> [Data listing]
+++

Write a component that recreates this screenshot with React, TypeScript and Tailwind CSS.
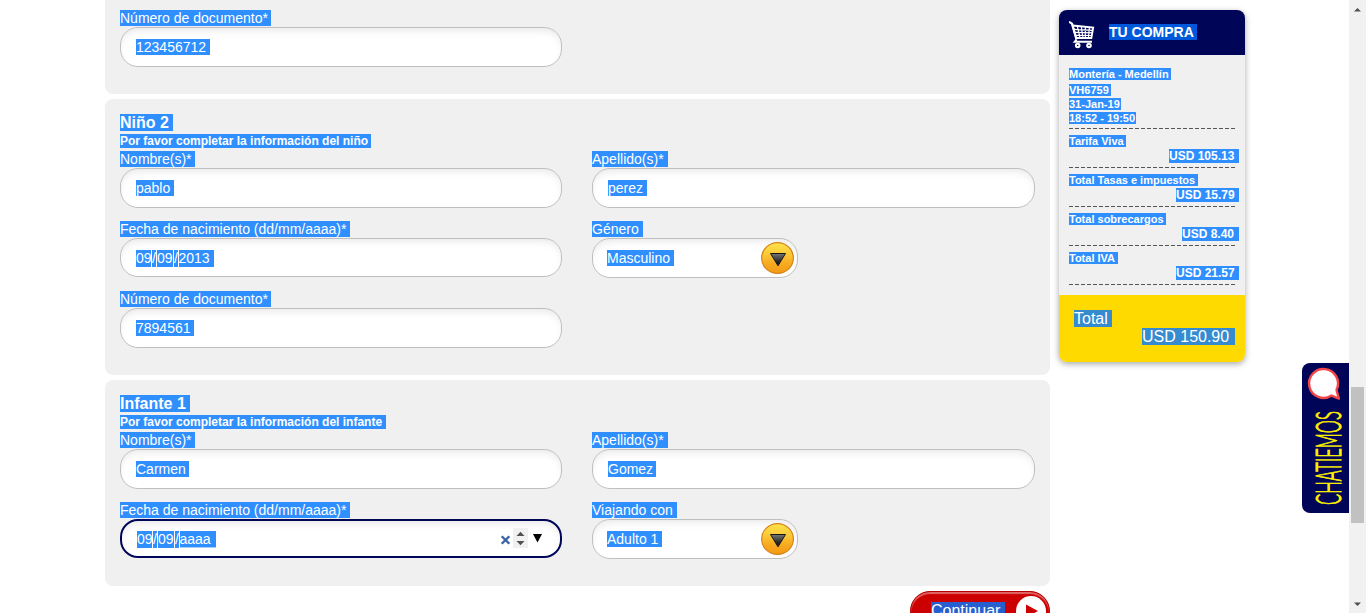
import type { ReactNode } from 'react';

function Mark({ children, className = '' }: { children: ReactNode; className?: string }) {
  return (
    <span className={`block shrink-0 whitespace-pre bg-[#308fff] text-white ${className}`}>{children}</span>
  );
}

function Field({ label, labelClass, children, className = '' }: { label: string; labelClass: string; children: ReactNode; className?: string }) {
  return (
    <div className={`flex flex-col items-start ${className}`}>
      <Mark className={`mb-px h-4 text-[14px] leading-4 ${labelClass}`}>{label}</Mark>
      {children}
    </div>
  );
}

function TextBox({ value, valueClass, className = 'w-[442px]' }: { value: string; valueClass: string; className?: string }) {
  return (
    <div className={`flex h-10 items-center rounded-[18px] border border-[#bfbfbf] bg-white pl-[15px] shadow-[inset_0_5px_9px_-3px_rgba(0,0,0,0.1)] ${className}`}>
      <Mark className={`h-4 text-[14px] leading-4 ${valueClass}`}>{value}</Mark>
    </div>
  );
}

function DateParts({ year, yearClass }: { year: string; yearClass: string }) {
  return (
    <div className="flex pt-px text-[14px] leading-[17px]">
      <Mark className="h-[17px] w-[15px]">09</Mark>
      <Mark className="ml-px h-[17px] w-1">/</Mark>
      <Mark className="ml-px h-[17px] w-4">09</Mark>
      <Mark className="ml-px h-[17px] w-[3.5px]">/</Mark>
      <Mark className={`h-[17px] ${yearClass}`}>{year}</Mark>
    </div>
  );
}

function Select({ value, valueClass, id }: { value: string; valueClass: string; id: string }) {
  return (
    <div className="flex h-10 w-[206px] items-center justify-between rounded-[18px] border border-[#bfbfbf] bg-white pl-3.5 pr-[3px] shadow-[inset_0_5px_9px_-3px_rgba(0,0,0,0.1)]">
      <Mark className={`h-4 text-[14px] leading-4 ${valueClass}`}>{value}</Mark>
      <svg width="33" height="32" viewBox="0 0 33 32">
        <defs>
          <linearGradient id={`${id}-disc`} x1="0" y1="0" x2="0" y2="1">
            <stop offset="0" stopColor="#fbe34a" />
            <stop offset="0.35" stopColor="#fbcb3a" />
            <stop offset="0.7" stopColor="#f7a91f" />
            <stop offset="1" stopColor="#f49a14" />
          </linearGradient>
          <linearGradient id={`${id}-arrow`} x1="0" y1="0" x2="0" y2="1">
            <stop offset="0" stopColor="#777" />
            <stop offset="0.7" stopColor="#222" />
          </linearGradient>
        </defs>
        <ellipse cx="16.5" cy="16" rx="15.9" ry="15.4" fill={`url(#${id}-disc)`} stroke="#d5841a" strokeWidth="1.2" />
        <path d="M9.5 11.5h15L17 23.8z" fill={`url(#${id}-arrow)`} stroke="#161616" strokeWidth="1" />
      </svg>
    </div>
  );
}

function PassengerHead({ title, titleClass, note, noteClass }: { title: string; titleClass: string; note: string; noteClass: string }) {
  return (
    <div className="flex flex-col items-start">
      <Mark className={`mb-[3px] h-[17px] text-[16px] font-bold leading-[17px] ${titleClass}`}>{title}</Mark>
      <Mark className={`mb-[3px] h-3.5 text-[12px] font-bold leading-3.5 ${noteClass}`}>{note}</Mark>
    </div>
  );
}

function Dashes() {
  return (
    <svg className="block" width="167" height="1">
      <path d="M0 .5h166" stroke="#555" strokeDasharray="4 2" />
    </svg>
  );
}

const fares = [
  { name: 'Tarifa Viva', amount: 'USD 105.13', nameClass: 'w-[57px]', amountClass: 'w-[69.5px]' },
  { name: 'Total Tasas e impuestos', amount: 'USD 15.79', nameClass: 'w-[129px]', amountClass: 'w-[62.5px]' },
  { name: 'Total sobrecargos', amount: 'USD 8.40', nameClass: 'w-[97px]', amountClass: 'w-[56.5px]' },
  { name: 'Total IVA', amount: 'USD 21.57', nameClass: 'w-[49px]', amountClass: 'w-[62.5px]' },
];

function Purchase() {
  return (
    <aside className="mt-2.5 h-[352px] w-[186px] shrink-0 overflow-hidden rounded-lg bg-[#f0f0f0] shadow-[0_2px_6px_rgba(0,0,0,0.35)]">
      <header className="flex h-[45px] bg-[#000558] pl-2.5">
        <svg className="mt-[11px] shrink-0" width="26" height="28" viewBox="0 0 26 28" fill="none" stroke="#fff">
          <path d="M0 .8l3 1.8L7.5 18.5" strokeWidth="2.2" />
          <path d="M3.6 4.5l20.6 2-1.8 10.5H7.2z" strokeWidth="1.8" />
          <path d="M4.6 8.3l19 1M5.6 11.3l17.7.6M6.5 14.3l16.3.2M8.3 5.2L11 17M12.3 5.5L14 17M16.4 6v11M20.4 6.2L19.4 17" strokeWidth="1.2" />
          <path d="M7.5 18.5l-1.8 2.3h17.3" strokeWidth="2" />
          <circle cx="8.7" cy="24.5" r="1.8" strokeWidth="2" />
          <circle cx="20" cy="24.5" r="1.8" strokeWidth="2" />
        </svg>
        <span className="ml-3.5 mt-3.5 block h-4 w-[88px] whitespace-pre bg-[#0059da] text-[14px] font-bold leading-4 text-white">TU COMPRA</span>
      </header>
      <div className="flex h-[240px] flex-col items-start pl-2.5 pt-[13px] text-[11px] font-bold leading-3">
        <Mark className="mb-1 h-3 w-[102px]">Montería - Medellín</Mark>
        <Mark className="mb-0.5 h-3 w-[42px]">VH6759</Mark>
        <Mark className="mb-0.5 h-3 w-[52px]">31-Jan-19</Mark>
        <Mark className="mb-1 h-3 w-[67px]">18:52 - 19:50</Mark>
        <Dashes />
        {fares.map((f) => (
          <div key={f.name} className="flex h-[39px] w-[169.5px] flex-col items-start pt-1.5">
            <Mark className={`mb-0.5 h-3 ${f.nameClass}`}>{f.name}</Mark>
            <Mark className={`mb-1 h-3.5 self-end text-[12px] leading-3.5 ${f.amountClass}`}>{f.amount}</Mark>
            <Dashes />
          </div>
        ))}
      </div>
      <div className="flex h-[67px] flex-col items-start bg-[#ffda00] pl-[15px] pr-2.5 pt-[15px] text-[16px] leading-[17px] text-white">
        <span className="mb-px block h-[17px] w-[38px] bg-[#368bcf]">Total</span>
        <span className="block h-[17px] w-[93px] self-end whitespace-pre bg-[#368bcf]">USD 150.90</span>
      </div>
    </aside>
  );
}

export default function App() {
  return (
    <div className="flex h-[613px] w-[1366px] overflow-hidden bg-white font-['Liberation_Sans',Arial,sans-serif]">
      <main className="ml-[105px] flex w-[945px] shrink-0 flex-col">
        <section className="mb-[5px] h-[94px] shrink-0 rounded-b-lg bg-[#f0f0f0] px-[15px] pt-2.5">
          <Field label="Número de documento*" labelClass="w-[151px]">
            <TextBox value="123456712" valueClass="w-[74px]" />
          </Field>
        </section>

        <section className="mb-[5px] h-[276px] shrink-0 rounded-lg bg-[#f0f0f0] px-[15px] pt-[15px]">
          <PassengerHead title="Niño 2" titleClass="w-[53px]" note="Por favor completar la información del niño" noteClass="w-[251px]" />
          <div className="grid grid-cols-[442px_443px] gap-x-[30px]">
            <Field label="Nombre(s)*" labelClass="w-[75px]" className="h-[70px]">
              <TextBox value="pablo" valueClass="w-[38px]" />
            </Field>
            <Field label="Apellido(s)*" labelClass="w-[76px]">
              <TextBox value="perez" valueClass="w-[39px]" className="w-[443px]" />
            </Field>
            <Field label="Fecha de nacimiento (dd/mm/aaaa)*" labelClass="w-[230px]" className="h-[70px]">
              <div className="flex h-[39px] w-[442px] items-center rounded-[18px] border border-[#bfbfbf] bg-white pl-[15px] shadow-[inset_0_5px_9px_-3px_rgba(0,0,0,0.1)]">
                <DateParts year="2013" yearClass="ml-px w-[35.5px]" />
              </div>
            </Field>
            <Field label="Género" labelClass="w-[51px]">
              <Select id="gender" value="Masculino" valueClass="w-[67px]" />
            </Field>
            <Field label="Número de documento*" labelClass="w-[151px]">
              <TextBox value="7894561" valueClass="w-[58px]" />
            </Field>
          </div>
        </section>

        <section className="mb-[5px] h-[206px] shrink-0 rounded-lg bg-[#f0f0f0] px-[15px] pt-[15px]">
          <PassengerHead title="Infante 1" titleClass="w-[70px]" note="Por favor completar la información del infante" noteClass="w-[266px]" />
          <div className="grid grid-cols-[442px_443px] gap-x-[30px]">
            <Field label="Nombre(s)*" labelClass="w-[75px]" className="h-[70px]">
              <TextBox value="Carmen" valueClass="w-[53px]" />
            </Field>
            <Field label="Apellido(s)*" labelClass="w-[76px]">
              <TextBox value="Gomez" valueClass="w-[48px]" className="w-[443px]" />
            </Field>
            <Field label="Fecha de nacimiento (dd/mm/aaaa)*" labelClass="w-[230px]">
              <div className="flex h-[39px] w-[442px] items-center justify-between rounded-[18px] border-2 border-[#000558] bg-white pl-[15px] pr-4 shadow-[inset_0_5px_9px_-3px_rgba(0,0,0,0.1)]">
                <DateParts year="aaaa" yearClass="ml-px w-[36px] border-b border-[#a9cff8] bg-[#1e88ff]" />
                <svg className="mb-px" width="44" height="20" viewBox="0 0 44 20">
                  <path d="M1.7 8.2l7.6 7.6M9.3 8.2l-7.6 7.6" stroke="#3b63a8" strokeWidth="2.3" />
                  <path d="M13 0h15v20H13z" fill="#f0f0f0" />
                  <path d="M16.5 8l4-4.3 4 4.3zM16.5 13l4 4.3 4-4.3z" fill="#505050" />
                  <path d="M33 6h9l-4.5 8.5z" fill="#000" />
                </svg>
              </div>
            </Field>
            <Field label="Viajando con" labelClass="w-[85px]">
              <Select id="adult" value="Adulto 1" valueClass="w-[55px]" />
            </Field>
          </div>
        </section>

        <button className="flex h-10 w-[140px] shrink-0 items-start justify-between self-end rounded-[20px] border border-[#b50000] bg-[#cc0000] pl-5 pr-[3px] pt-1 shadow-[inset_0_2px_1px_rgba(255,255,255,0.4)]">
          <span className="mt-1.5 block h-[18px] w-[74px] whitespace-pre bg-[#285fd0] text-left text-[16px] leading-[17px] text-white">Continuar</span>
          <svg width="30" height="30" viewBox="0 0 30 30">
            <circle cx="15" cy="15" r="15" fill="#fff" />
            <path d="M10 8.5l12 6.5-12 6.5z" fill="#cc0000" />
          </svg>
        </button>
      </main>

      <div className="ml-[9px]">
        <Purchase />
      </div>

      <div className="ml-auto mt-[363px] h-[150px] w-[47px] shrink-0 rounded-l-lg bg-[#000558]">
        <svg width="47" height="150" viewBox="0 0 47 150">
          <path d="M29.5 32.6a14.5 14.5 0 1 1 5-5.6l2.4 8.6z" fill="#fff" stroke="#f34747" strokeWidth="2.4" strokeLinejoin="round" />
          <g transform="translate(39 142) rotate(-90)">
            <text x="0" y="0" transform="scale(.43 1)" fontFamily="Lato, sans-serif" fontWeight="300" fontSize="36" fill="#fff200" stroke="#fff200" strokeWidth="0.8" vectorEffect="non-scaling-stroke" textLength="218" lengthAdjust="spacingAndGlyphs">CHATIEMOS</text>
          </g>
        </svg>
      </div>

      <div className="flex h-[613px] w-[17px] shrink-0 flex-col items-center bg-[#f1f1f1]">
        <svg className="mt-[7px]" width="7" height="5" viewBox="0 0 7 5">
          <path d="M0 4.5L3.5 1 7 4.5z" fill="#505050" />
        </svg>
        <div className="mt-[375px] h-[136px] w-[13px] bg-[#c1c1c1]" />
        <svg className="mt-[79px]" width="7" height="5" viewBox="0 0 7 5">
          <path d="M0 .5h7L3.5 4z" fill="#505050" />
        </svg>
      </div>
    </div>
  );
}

+++

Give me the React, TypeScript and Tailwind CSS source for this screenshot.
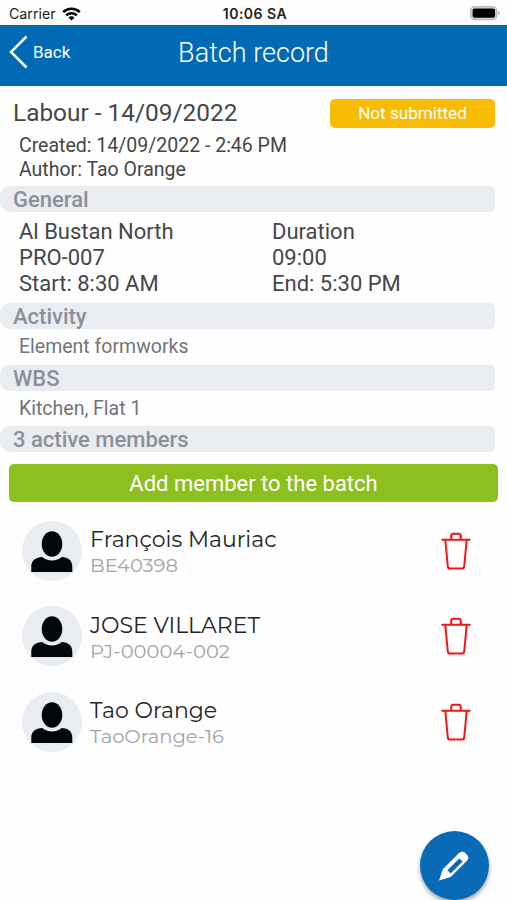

+++

> [Given instruction] Each line containing the word "Tailwind" counts once; say how many such lines there are, giving only the number.

> [Problem solution] 2